* _SOURCE MATERIAL_

** start **

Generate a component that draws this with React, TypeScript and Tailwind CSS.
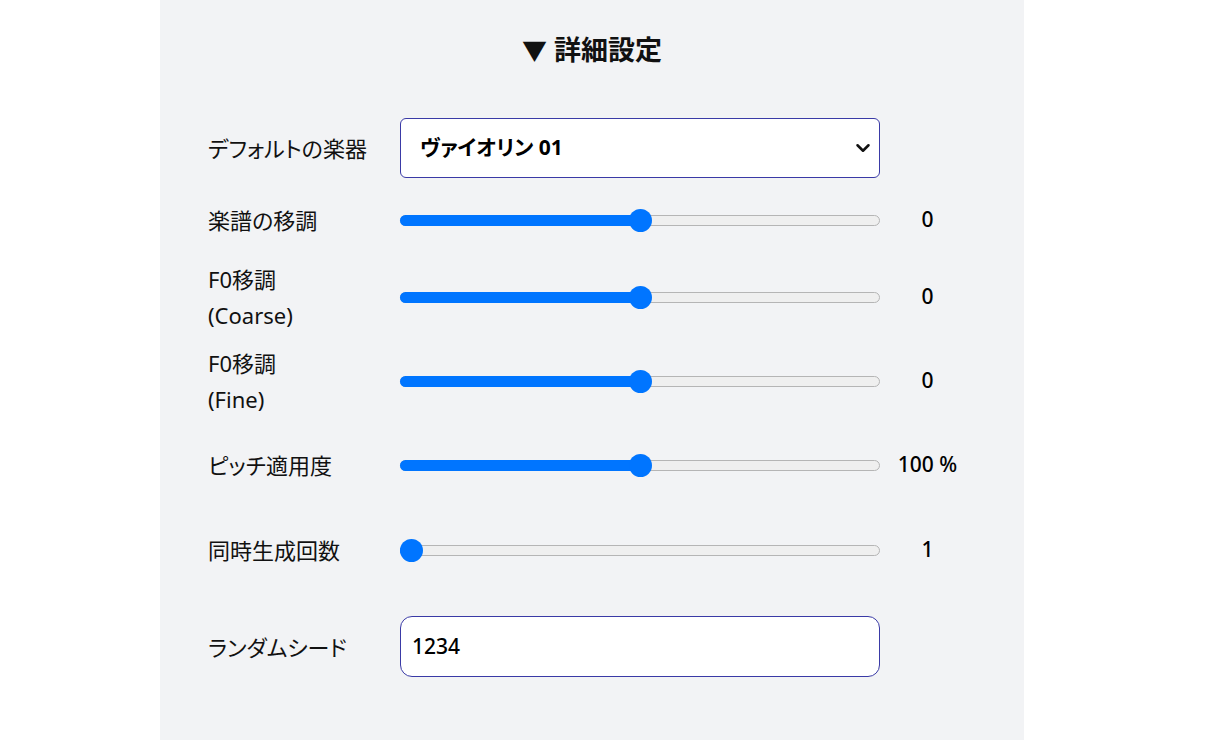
import { ChevronDown } from 'lucide-react'

const font = "font-['Noto_Sans','Noto_Sans_CJK_JP',sans-serif]"

function Slider({ frac, value }: { frac: number; value: string }) {
  const thumb = 23
  const left = (480 - thumb) * frac
  return (
    <>
      <div className="relative w-[480px] h-[23px] flex items-center">
        <div className="w-full h-[11px] rounded-full bg-[#efefef] border border-[#b5b5b5]" />
        <div
          className="absolute left-0 h-[11px] rounded-full bg-[#0075ff]"
          style={{ width: left + thumb / 2 }}
        />
        <div
          className="absolute top-0 w-[23px] h-[23px] rounded-full bg-[#0075ff]"
          style={{ left }}
        />
      </div>
      <div className="w-[95px] text-center text-[21px] font-medium text-black">{value}</div>
    </>
  )
}

function Label({ lines }: { lines: string[] }) {
  return (
    <div className="w-[192px] text-[22px] leading-[36px] text-[#111] [font-feature-settings:'palt']">
      {lines.map((l) => (
        <div key={l}>{l}</div>
      ))}
    </div>
  )
}

export default function App() {
  return (
    <div className={`min-h-screen bg-white ${font}`}>
      <div className="ml-[160px] w-[864px] min-h-[740px] bg-[#f2f3f5] pl-[48px] pt-[32px]">
        {/* Title */}
        <h2 className="h-[36px] leading-[36px] text-[27px] font-bold text-center text-[#111] pr-[48px]">
          <span className="text-[25px]">▼</span> 詳細設定
        </h2>

        {/* Default instrument */}
        <div className="mt-[50px] h-[60px] flex items-center">
          <Label lines={['デフォルトの楽器']} />
          <div className="w-[480px] h-[60px] rounded-[6px] border border-[#3a3aa6] bg-white flex items-center justify-between pl-[19px] pr-[5px]">
            <span className="text-[21px] font-bold text-black [font-feature-settings:'palt']">ヴァイオリン 01</span>
            <ChevronDown size={22} strokeWidth={2.75} className="text-[#111]" />
          </div>
        </div>

        {/* Transpose */}
        <div className="mt-[24px] h-[36px] flex items-center">
          <Label lines={['楽譜の移調']} />
          <Slider frac={0.5} value="0" />
        </div>

        <div className="mt-[23px] h-[72px] flex items-center">
          <Label lines={['F0移調', '(Coarse)']} />
          <Slider frac={0.5} value="0" />
        </div>

        <div className="mt-[12px] h-[72px] flex items-center">
          <Label lines={['F0移調', '(Fine)']} />
          <Slider frac={0.5} value="0" />
        </div>

        <div className="mt-[30px] h-[36px] flex items-center">
          <Label lines={['ピッチ適用度']} />
          <Slider frac={0.5} value="100 %" />
        </div>

        <div className="mt-[49px] h-[36px] flex items-center">
          <Label lines={['同時生成回数']} />
          <Slider frac={0} value="1" />
        </div>

        {/* Seed */}
        <div className="mt-[48px] h-[61px] flex items-center">
          <Label lines={['ランダムシード']} />
          <div className="w-[480px] h-[61px] rounded-[12px] border border-[#3a3aa6] bg-white flex items-center pl-[11px]">
            <span className="text-[21px] font-medium text-black">1234</span>
          </div>
        </div>
      </div>
    </div>
  )
}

** end **

* _WHAT TO WORK ON_
Return to the listing above and set it down exactly, leaving out its pictures.

* _TASK OUTPUT_
Generate a component that draws this with React, TypeScript and Tailwind CSS.
import { ChevronDown } from 'lucide-react'

const font = "font-['Noto_Sans','Noto_Sans_CJK_JP',sans-serif]"

function Slider({ frac, value }: { frac: number; value: string }) {
  const thumb = 23
  const left = (480 - thumb) * frac
  return (
    <>
      <div className="relative w-[480px] h-[23px] flex items-center">
        <div className="w-full h-[11px] rounded-full bg-[#efefef] border border-[#b5b5b5]" />
        <div
          className="absolute left-0 h-[11px] rounded-full bg-[#0075ff]"
          style={{ width: left + thumb / 2 }}
        />
        <div
          className="absolute top-0 w-[23px] h-[23px] rounded-full bg-[#0075ff]"
          style={{ left }}
        />
      </div>
      <div className="w-[95px] text-center text-[21px] font-medium text-black">{value}</div>
    </>
  )
}

function Label({ lines }: { lines: string[] }) {
  return (
    <div className="w-[192px] text-[22px] leading-[36px] text-[#111] [font-feature-settings:'palt']">
      {lines.map((l) => (
        <div key={l}>{l}</div>
      ))}
    </div>
  )
}

export default function App() {
  return (
    <div className={`min-h-screen bg-white ${font}`}>
      <div className="ml-[160px] w-[864px] min-h-[740px] bg-[#f2f3f5] pl-[48px] pt-[32px]">
        {/* Title */}
        <h2 className="h-[36px] leading-[36px] text-[27px] font-bold text-center text-[#111] pr-[48px]">
          <span className="text-[25px]">▼</span> 詳細設定
        </h2>

        {/* Default instrument */}
        <div className="mt-[50px] h-[60px] flex items-center">
          <Label lines={['デフォルトの楽器']} />
          <div className="w-[480px] h-[60px] rounded-[6px] border border-[#3a3aa6] bg-white flex items-center justify-between pl-[19px] pr-[5px]">
            <span className="text-[21px] font-bold text-black [font-feature-settings:'palt']">ヴァイオリン 01</span>
            <ChevronDown size={22} strokeWidth={2.75} className="text-[#111]" />
          </div>
        </div>

        {/* Transpose */}
        <div className="mt-[24px] h-[36px] flex items-center">
          <Label lines={['楽譜の移調']} />
          <Slider frac={0.5} value="0" />
        </div>

        <div className="mt-[23px] h-[72px] flex items-center">
          <Label lines={['F0移調', '(Coarse)']} />
          <Slider frac={0.5} value="0" />
        </div>

        <div className="mt-[12px] h-[72px] flex items-center">
          <Label lines={['F0移調', '(Fine)']} />
          <Slider frac={0.5} value="0" />
        </div>

        <div className="mt-[30px] h-[36px] flex items-center">
          <Label lines={['ピッチ適用度']} />
          <Slider frac={0.5} value="100 %" />
        </div>

        <div className="mt-[49px] h-[36px] flex items-center">
          <Label lines={['同時生成回数']} />
          <Slider frac={0} value="1" />
        </div>

        {/* Seed */}
        <div className="mt-[48px] h-[61px] flex items-center">
          <Label lines={['ランダムシード']} />
          <div className="w-[480px] h-[61px] rounded-[12px] border border-[#3a3aa6] bg-white flex items-center pl-[11px]">
            <span className="text-[21px] font-medium text-black">1234</span>
          </div>
        </div>
      </div>
    </div>
  )
}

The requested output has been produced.